What about your time? When you start a job, ask how many hours a week they will expect of you. They will almost certainly give you a number. If you accept that and take the job, then your 100% stops at that number. When the boss says you all must give a hundred percent effort, that means forty or fifty hours according to your employment contract. You can give more than that, but it is a gift from you. Not only will you not get paid for it, you probably will not find much other benefit from it. And it will cost you.

Time is a valuable commodity today. Bosses want to control employees’ time. That’s why they have such disruptive and abusive schedules in so many retail and other jobs. That’s why anyone in management feels under constant pressure to be available and active at work.

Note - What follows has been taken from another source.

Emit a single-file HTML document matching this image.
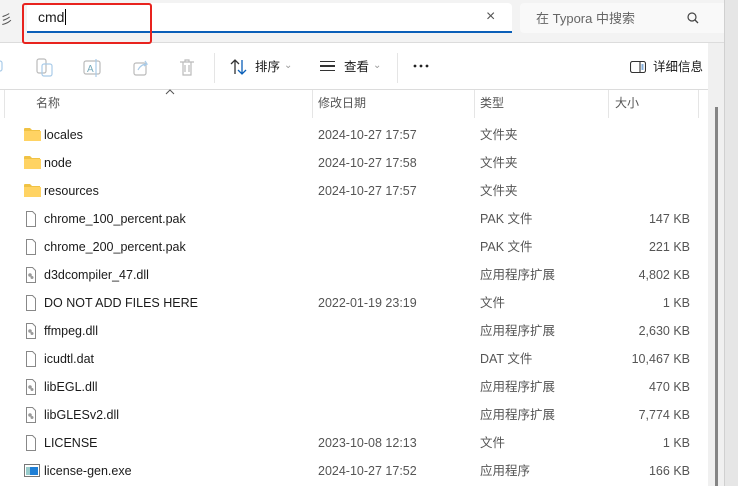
<!DOCTYPE html>
<html><head><meta charset="utf-8"><style>
*{margin:0;padding:0;box-sizing:border-box}
body{width:738px;height:486px;overflow:hidden;background:#fff;font-family:"Liberation Sans","Noto Sans CJK SC",sans-serif;font-size:12.5px;line-height:15px;color:#1a1a1a;position:relative}
.abs{position:absolute;line-height:15px}
.top{left:0;top:0;width:738px;height:43px;background:#f3f3f3;border-bottom:1px solid #dcdcdc}
.addr{left:27px;top:3px;width:485px;height:30px;background:#fff;border-radius:4px 4px 0 0;border-bottom:2px solid #0a5fb8}
.red{left:22px;top:3px;width:130px;height:41px;border:2px solid #e8231e;border-radius:3px}
.search{left:520px;top:3px;width:208px;height:30px;background:#f9f9f9;border-radius:4px}
.hdr{top:89px;height:30px;border-top:1px solid #dcdcdc}
.row{position:absolute;left:0;height:28px;width:708px;font-size:12.5px}
.row span{position:absolute;top:7px;white-space:nowrap;line-height:15px;height:15px}
.n{left:44px;color:#1a1a1a}.d{left:318px;color:#555}.t{left:480px;color:#555}.s{right:18px;color:#555}
.ic{position:absolute;left:24px;top:6px}
</style></head><body>
<div class="abs top"></div>
<div class="abs" style="left:0;top:12px;font-size:13px;color:#555">彡</div>
<div class="abs addr"></div>
<div class="abs" style="left:38px;top:10px;font-size:14px">cmd<span style="border-left:1px solid #000;margin-left:1px"></span></div>
<div class="abs" style="left:486px;top:9px;font-size:16px;color:#555">×</div>
<div class="abs red"></div>
<div class="abs search"></div>
<div class="abs" style="left:536px;top:11px;font-size:13px;color:#666">在 Typora 中搜索</div>
<svg class="abs" style="left:686px;top:11px" width="14" height="14"><circle cx="6" cy="6" r="4" fill="none" stroke="#444" stroke-width="1.2"/><line x1="9" y1="9" x2="12" y2="12" stroke="#444" stroke-width="1.3"/></svg>
<div class="abs" style="left:708px;top:43px;width:16px;height:443px;background:#f0f0f0"></div>
<div class="abs" style="left:724px;top:0;width:14px;height:486px;background:#e6e6e6;border-left:1px solid #d0d0d0"></div>
<div class="abs" style="left:715px;top:107px;width:3px;height:379px;background:#858585"></div>
<svg class="abs" style="left:0;top:50px" width="220" height="34" fill="none" stroke="#a9cbe8" stroke-width="1.2">
<rect x="-4" y="11" width="6" height="10" rx="2"/>
<rect x="37" y="9" width="9" height="14" rx="2" stroke="#bbb"/><rect x="42" y="14" width="10" height="12" rx="2"/>
<rect x="84" y="11" width="16" height="13" rx="2" stroke="#bbb"/><text x="87" y="22" font-size="10" fill="#7ab" stroke="none">A</text><line x1="96" y1="9" x2="96" y2="27"/>
<rect x="134" y="13" width="12" height="12" rx="2" stroke="#bbb"/><path d="M138 20q3-6 9-6l-2-3m2 3-3 2"/>
<path d="M180 12h14M183 12v13h8V12M185 15v7M189 15v7M185 12v-2h4v2" stroke="#bbb"/>
</svg>
<div class="abs" style="left:214px;top:53px;width:1px;height:30px;background:#e5e5e5"></div>
<div class="abs" style="left:397px;top:53px;width:1px;height:30px;background:#e5e5e5"></div>
<svg class="abs" style="left:230px;top:58px" width="18" height="18" fill="none" stroke-width="1.3"><path d="M5 16V2M1 6l4-4 4 4" stroke="#333"/><path d="M12 2v14M8 12l4 4 4-4" stroke="#0a5fb8"/></svg>
<div class="abs" style="left:255px;top:60px;font-size:12.5px">排序</div>
<div class="abs" style="left:284px;top:58px;font-size:10px;color:#999">⌄</div>
<div class="abs" style="left:320px;top:61px;width:15px;height:10px;border-top:1.5px solid #333;border-bottom:1.5px solid #333"></div>
<div class="abs" style="left:320px;top:65px;width:15px;height:1.5px;background:#333"></div>
<div class="abs" style="left:344px;top:60px;font-size:12.5px">查看</div>
<div class="abs" style="left:373px;top:58px;font-size:10px;color:#999">⌄</div>
<svg class="abs" style="left:413px;top:64px" width="16" height="4"><circle cx="2" cy="2" r="1.4" fill="#222"/><circle cx="8" cy="2" r="1.4" fill="#222"/><circle cx="14" cy="2" r="1.4" fill="#222"/></svg>
<svg class="abs" style="left:630px;top:61px" width="16" height="12" fill="none" stroke="#333" stroke-width="1.1"><rect x="0.5" y="0.5" width="15" height="11" rx="2"/><line x1="10" y1="0.5" x2="10" y2="11.5"/><path d="M11.5 4h2M11.5 6h2M11.5 8h2" stroke="#0a5fb8"/></svg>
<div class="abs" style="left:653px;top:60px;font-size:12.5px">详细信息</div>
<div class="abs hdr" style="left:0;width:708px"></div>
<div class="abs" style="left:4px;top:90px;width:1px;height:28px;background:#e5e5e5"></div>
<div class="abs" style="left:312px;top:90px;width:1px;height:28px;background:#e5e5e5"></div>
<div class="abs" style="left:474px;top:90px;width:1px;height:28px;background:#e5e5e5"></div>
<div class="abs" style="left:608px;top:90px;width:1px;height:28px;background:#e5e5e5"></div>
<div class="abs" style="left:698px;top:90px;width:1px;height:28px;background:#e5e5e5"></div>
<svg class="abs" style="left:165px;top:89px" width="10" height="6" fill="none" stroke="#555"><path d="M1 5l4-4 4 4"/></svg>
<div class="abs" style="left:36px;top:96px;font-size:12px;color:#555">名称</div>
<div class="abs" style="left:318px;top:96px;font-size:12px;color:#555">修改日期</div>
<div class="abs" style="left:480px;top:96px;font-size:12px;color:#555">类型</div>
<div class="abs" style="left:615px;top:96px;font-size:12px;color:#555">大小</div>
<div class="row" style="top:121px"><svg class="ic" width="17" height="14"><path d="M0 2q0-1 1-1h5l2 2h8v10H0z" fill="#f0c244"/><rect x="0" y="4" width="17" height="10" fill="#ffd363"/></svg><span class="n">locales</span><span class="d">2024-10-27 17:57</span><span class="t">文件夹</span></div>
<div class="row" style="top:149px"><svg class="ic" width="17" height="14"><path d="M0 2q0-1 1-1h5l2 2h8v10H0z" fill="#f0c244"/><rect x="0" y="4" width="17" height="10" fill="#ffd363"/></svg><span class="n">node</span><span class="d">2024-10-27 17:58</span><span class="t">文件夹</span></div>
<div class="row" style="top:177px"><svg class="ic" width="17" height="14"><path d="M0 2q0-1 1-1h5l2 2h8v10H0z" fill="#f0c244"/><rect x="0" y="4" width="17" height="10" fill="#ffd363"/></svg><span class="n">resources</span><span class="d">2024-10-27 17:57</span><span class="t">文件夹</span></div>
<div class="row" style="top:205px"><svg class="ic" width="14" height="16"><path d="M2.5 .5h6l3 3v12h-9z" fill="#fff" stroke="#888"/></svg><span class="n">chrome_100_percent.pak</span><span class="t">PAK 文件</span><span class="s">147 KB</span></div>
<div class="row" style="top:233px"><svg class="ic" width="14" height="16"><path d="M2.5 .5h6l3 3v12h-9z" fill="#fff" stroke="#888"/></svg><span class="n">chrome_200_percent.pak</span><span class="t">PAK 文件</span><span class="s">221 KB</span></div>
<div class="row" style="top:261px"><svg class="ic" width="14" height="16"><path d="M2.5 .5h6l3 3v12h-9z" fill="#fff" stroke="#888"/><circle cx="6" cy="8" r="1.8" fill="#999"/><circle cx="8" cy="10.5" r="1.5" fill="#999"/></svg><span class="n">d3dcompiler_47.dll</span><span class="t">应用程序扩展</span><span class="s">4,802 KB</span></div>
<div class="row" style="top:289px"><svg class="ic" width="14" height="16"><path d="M2.5 .5h6l3 3v12h-9z" fill="#fff" stroke="#888"/></svg><span class="n">DO NOT ADD FILES HERE</span><span class="d">2022-01-19 23:19</span><span class="t">文件</span><span class="s">1 KB</span></div>
<div class="row" style="top:317px"><svg class="ic" width="14" height="16"><path d="M2.5 .5h6l3 3v12h-9z" fill="#fff" stroke="#888"/><circle cx="6" cy="8" r="1.8" fill="#999"/><circle cx="8" cy="10.5" r="1.5" fill="#999"/></svg><span class="n">ffmpeg.dll</span><span class="t">应用程序扩展</span><span class="s">2,630 KB</span></div>
<div class="row" style="top:345px"><svg class="ic" width="14" height="16"><path d="M2.5 .5h6l3 3v12h-9z" fill="#fff" stroke="#888"/></svg><span class="n">icudtl.dat</span><span class="t">DAT 文件</span><span class="s">10,467 KB</span></div>
<div class="row" style="top:373px"><svg class="ic" width="14" height="16"><path d="M2.5 .5h6l3 3v12h-9z" fill="#fff" stroke="#888"/><circle cx="6" cy="8" r="1.8" fill="#999"/><circle cx="8" cy="10.5" r="1.5" fill="#999"/></svg><span class="n">libEGL.dll</span><span class="t">应用程序扩展</span><span class="s">470 KB</span></div>
<div class="row" style="top:401px"><svg class="ic" width="14" height="16"><path d="M2.5 .5h6l3 3v12h-9z" fill="#fff" stroke="#888"/><circle cx="6" cy="8" r="1.8" fill="#999"/><circle cx="8" cy="10.5" r="1.5" fill="#999"/></svg><span class="n">libGLESv2.dll</span><span class="t">应用程序扩展</span><span class="s">7,774 KB</span></div>
<div class="row" style="top:429px"><svg class="ic" width="14" height="16"><path d="M2.5 .5h6l3 3v12h-9z" fill="#fff" stroke="#888"/></svg><span class="n">LICENSE</span><span class="d">2023-10-08 12:13</span><span class="t">文件</span><span class="s">1 KB</span></div>
<div class="row" style="top:457px"><svg class="ic" width="17" height="14"><rect x=".5" y="1.5" width="15" height="12" fill="#fff" stroke="#777"/><rect x="2" y="4" width="12" height="8" fill="#1f7fd6"/><rect x="2" y="4" width="4" height="8" fill="#9cc"/></svg><span class="n">license-gen.exe</span><span class="d">2024-10-27 17:52</span><span class="t">应用程序</span><span class="s">166 KB</span></div>
</body></html>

I am amazed at how many women are expected to come home from work to be a full-time mom and wife and housekeeper. Yes, that still happens.

These are just a few examples. I have a couple more for next week. The point is that you will have to actively stand against the abuse. The narcissists and abusers will take whatever they can. And they won’t care what it costs you. They may not even be actively pushing you. They have created systems at work and in the church and at home where the expectations are almost unspoken. You have to perform at higher and higher levels just to feel good about yourself. But it doesn’t work.

You have permission, even a call, to take care of yourself. That means limiting what others can take. Yes, they will whine, and argue, and fight, and complain, and manipulate. That’s what they do. You have to stand up and stand strong. Set a boundary and keep it in place. Be prepared for their challenges, but know that you are right.